Answering questions on the subject at the regular daily briefing, State Department Deputy Spokesperson Marie Harf told journalists on Monday, “It is in no way related to any tension, any recent situations. There’s no big behind the scenes story here.”

“This is the end of a distinguished 37-year career, she deserves to retire – that has included postings as US ambassador to Uganda, Ghana, Pakistan, Nepal and India, as well as service in a number of other locations. But I want to dispel any rumors out there that this is related in any way to anything besides her long-planned retirement,” Harf said.

Asked to comment on the speculations in the Indian media that the resignation reflected “realignment of diplomatic relations between India and the US seven days before the elections”, Harf said there’s “no big secret” to timing here.

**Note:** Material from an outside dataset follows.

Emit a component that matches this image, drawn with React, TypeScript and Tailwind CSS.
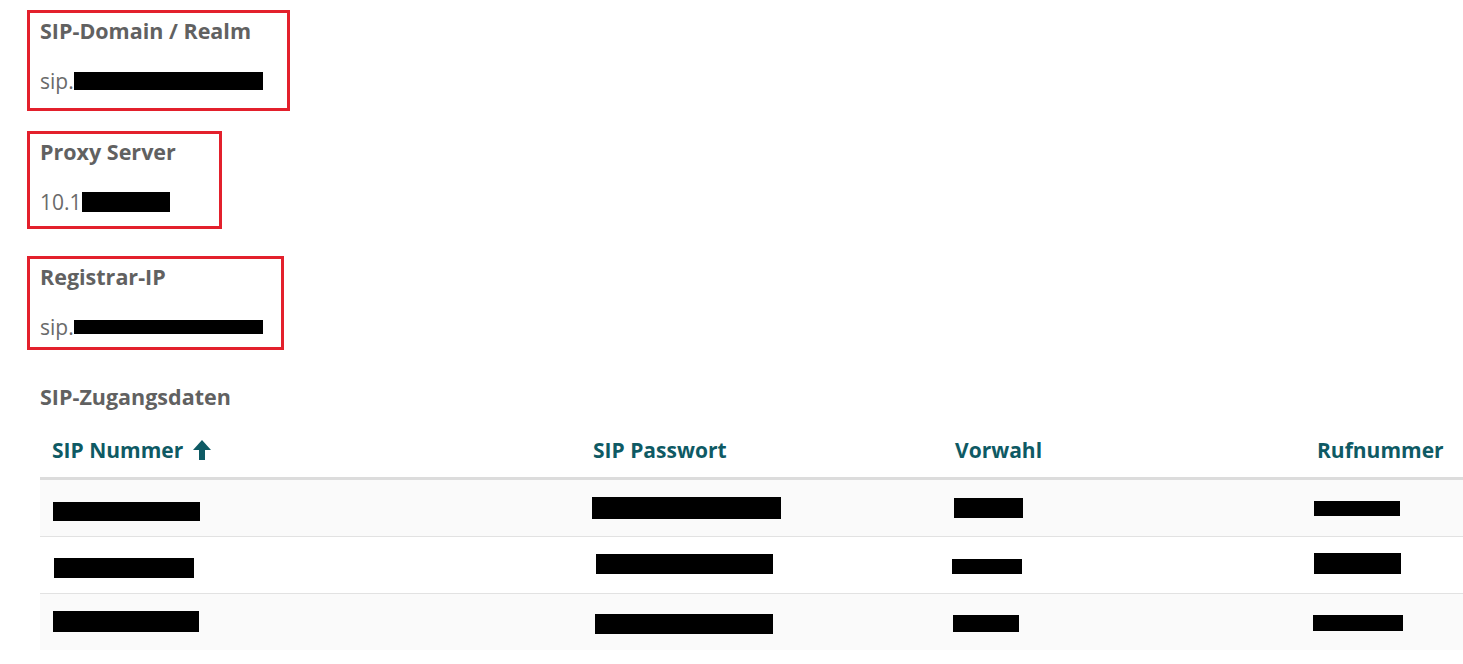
import React from 'react';

type Box = { title: string; prefix: string; w: number; h: number; block: [number, number]; top: string };

// redacted value boxes: block = [width, height]
const boxes: Box[] = [
  { title: 'SIP-Domain / Realm', prefix: 'sip.', w: 263, h: 101, block: [189, 18], top: 'mt-[10px]' },
  { title: 'Proxy Server', prefix: '10.1', w: 195, h: 98, block: [88, 20], top: 'mt-[20px]' },
  { title: 'Registrar-IP', prefix: 'sip.', w: 257, h: 94, block: [189, 14], top: 'mt-[27px]' },
];

// [offsetTop, width, height, offsetLeft] per cell
const rows: [number, number, number, number][][] = [
  [[22, 147, 19, 0], [17, 189, 22, 0], [18, 69, 20, 0], [21, 86, 15, 0]],
  [[21, 140, 20, 1], [17, 177, 20, 4], [22, 70, 15, -2], [16, 87, 21, 0]],
  [[17, 146, 21, 0], [20, 178, 20, 3], [21, 66, 17, -1], [21, 90, 16, -1]],
];

const cols = ['SIP Nummer', 'SIP Passwort', 'Vorwahl', 'Rufnummer'];
const cellPad = ['pl-[13px]', 'pl-[11px]', 'pl-[11px]', 'pl-[9px]'];
const headPad = ['pl-[12px]', 'pl-[12px]', 'pl-[12px]', 'pl-[12px]'];

function ArrowUp() {
  return (
    <svg width="20" height="22" viewBox="0 0 20 22" className="ml-[9px] -mt-[2px]">
      <path d="M10 1 L19 11 L13 11 L13 21 L7 21 L7 11 L1 11 Z" fill="#0e5a64" />
    </svg>
  );
}

export default function App() {
  return (
    <div className="min-h-screen bg-white font-['Open_Sans','Noto_Sans',sans-serif] overflow-hidden">
      <div className="pl-[27px]">
        {boxes.map((b) => (
          <div
            key={b.title}
            className={`${b.top} box-border border-[3px] border-[#e3202c] pl-[10px] pt-[4px]`}
            style={{ width: b.w, height: b.h }}
          >
            <div className="text-[21.5px] leading-[28px] font-bold text-[#616161]">{b.title}</div>
            <div className="mt-[22px] text-[21px] leading-[28px] text-[#6a6a6a] flex items-center whitespace-nowrap">
              <span>{b.prefix}</span>
              <span className="inline-block bg-black shrink-0" style={{ width: b.block[0], height: b.block[1] }} />
            </div>
          </div>
        ))}
      </div>

      <div className="pl-[40px] mt-[33px]">
        <div className="text-[21.5px] leading-[28px] font-bold text-[#616161]">SIP-Zugangsdaten</div>

        <div className="mt-[13px] grid grid-cols-[541px_362px_362px_1fr] h-[56px] items-center border-b-[3px] border-[#dcdcdc]">
          {cols.map((c, i) => (
            <div key={c} className={`${headPad[i]} flex items-center text-[21px] font-bold text-[#0e5a64]`}>
              {c}
              {i === 0 && <ArrowUp />}
            </div>
          ))}
        </div>

        {rows.map((r, ri) => (
          <div
            key={ri}
            className={`grid grid-cols-[541px_362px_362px_1fr] ${ri === 2 ? 'h-[56px]' : 'h-[57px] border-b border-[#e2e2e2]'} ${ri % 2 === 0 ? 'bg-[#fafafa]' : 'bg-white'}`}
          >
            {r.map((cell, ci) => (
              <div key={ci} className={cellPad[ci]}>
                <div className="bg-black" style={{ marginTop: cell[0], width: cell[1], height: cell[2], marginLeft: cell[3] }} />
              </div>
            ))}
          </div>
        ))}
      </div>
    </div>
  );
}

“All the rumors and speculation are, quite frankly, totally false. She is retiring, after 37 years – returning home to Delaware by the end of May. I don’t have further insight into why she chose now, but it’s not at all related to anything happening in the relationship. It doesn’t indicate any realignment of the relationship,” she said.

“This is an incredibly key partnership that will continue under our team there and under whoever is named the next ambassador,” Harf said.

The State Department confirmed to India America Today that Ambassador Powell would stay at her post till the end of May but that no decision on her replacement had been made.

On the question of the next person to steer the bilateral relationship in New Delhi after the ambassador was gone, Harf said, “The relationship between the US and India isn’t about one person – while incredibly important, it’s about the whole host of officials that engage, from Secretary (of State, John) Kerry and others at the White House and here on down.”

“So the relationship is much broader than our ambassador, although she is wonderful and amazing, and, again, I think deserves a retirement after 37 years,” Harf said.

Powell was the first woman US envoy to India and had arrived in New Delhi around the middle of April 2012. Addressing the Senate Foreign Relations Committee before her departure for New Delhi, Powell said India would be “a leading security partner of the United States in the 21st century,” and that “our relations are firmly grounded in a set of shared democratic values and an increasingly shared strategic vision of both the opportunities that can promote those values as well as the threats that can undermine them.”

Wishing Powell all the best, Batra concluded, “As for Amb. Nancy Jo Powell, our former ambassador to Nepal who was given the honor of nurturing and expanding the US-India relationship, her resignation is a sign of her maturity to limit future damage from diplomatic malpractice, and I wish her Godspeed upon her retirement in the great state of Delaware – the state that gave us the ever loveable Joe Biden.”